I currently take three control inhalers per day–an anti-inflammatory corticosteroid inhaler [Qvar] twice a day, a combination corticosteroid + long acting beta-2 agonist bronchodilator [Symbicort] twice a day, and an anti-cholinergic inhaler [Atrovent, which is another variety of bronchodilator that works differently than the beta-2 agonists].  This is in addition to my blue rescue (short acting beta-2 agonist bronchodilator) inhaler [aka Ventolin] as needed and before and after exercise, and Ventolin via nebulizer when I feel really bad [not too often unless I am sick, fortunately!].  It’s a lot, and that sucks, and it took so long to come to this combination that WORKS, but at this point, I DO feel healthy most of the time, which is something I couldn’t say for at least a year and a half after my diagnosis in 2008.  So whether that is linked to the prematurity, especially now that I have learned I have family history of asthma [my grandma was diagnosed at 75, and her dad had asthma], who knows, but it is the more significant of the things I deal with on a day-to-day basis.

It is a ton better than it was.  I remember all-too-frequent occasions in my first year of university fighting to make it through class, often half hunched over my desk, holding out till we were dismissed to go take my inhaler. I still have the odd class like that, but they are few and far between. (While I am very okay talking about my asthma when I feel fine, I really struggle with letting people see/know when I am not okay. The only times I can remember taking my inhaler in public are all exercise-induced things when I wanted to keep going [during races/that time I crapped out at the gym [I did not keep going that time, I think I freaked my friend out too much]/that time I was riding a half marathon on the stationary bike and I refused to quit before the 13.1 were done. I’d say about 98% of the time I do the inhaler in the bathroom to avoid people staring/freaking out].

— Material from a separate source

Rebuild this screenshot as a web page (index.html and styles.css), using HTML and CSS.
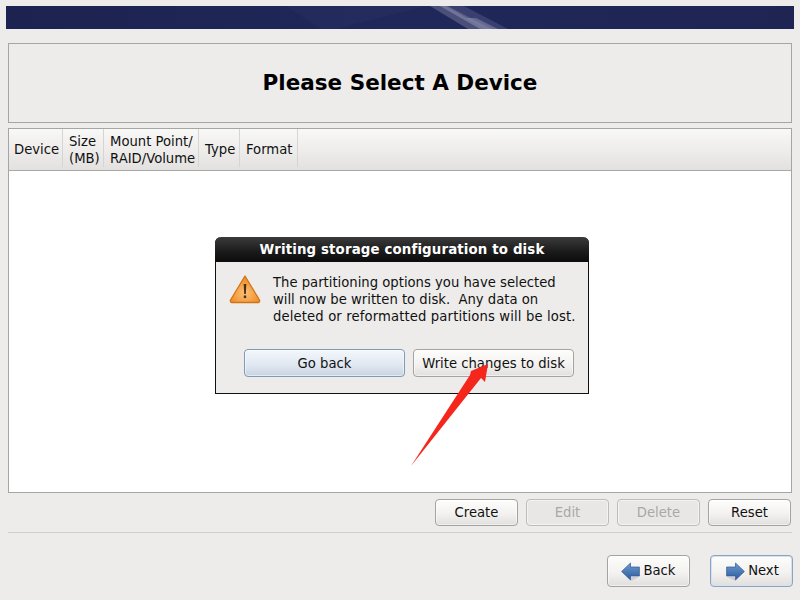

Out of all of the above, the asthma is evidently what affects me most in terms of what I blog about and advocate for, because it wasn’t there fromt he get-go, and I’ve had to consciously adapt for it.  In the day-to-day, inhalers, spacers [AeroChambers] and peak flow meters clutter my bathroom [drives my mom crazy]. There’s pretty much a permanent inhaler bump from my Ventolin in my pocket, usually the right one [in case you cared to know].  Often, the other inhalers spread beyond being contained in the bathroom–I keep a Ventolin inhaler by my bed [because there is very little more annoying than having to wander around to find one on the rare occasions my asthma wakes me up at night . . . and not being able to find one is the worst!]–there is usually one in my backpack too, but that one seems to have been transplanted elsewhere [I really need to replace that one before lab starts and my classes move into the gym!]. If I go out for more than a few hours, the Atrovent usually tags along.

In exciting news . . . I am working at scheduling a trip to Pittsburgh in August to be a participant in a research study led by world-renowned pulmonologist Sally Wenzel called the Severe Asthma Research Program.  Though my asthma is tricky, it is not severe–I am wishing to join as a comparative participant and hoping to contribute so that 1) people don’t have to go through what I went through in trying to increase control over my asthma, 2) I can use my silly lungs for good and 3) HOPEFULLY learn some more about my own asthma!  More on that to come . . !

Back to the prematurity bit . . . it’s been one heck of a journey from the note in my NICU record stating “this baby is a sick baby”, to where I’m at now.  And even if it hasn’t been all positive, it definitely helps explain me, and helps me to see things differently . . . Who wants to be part of the norm, anyway?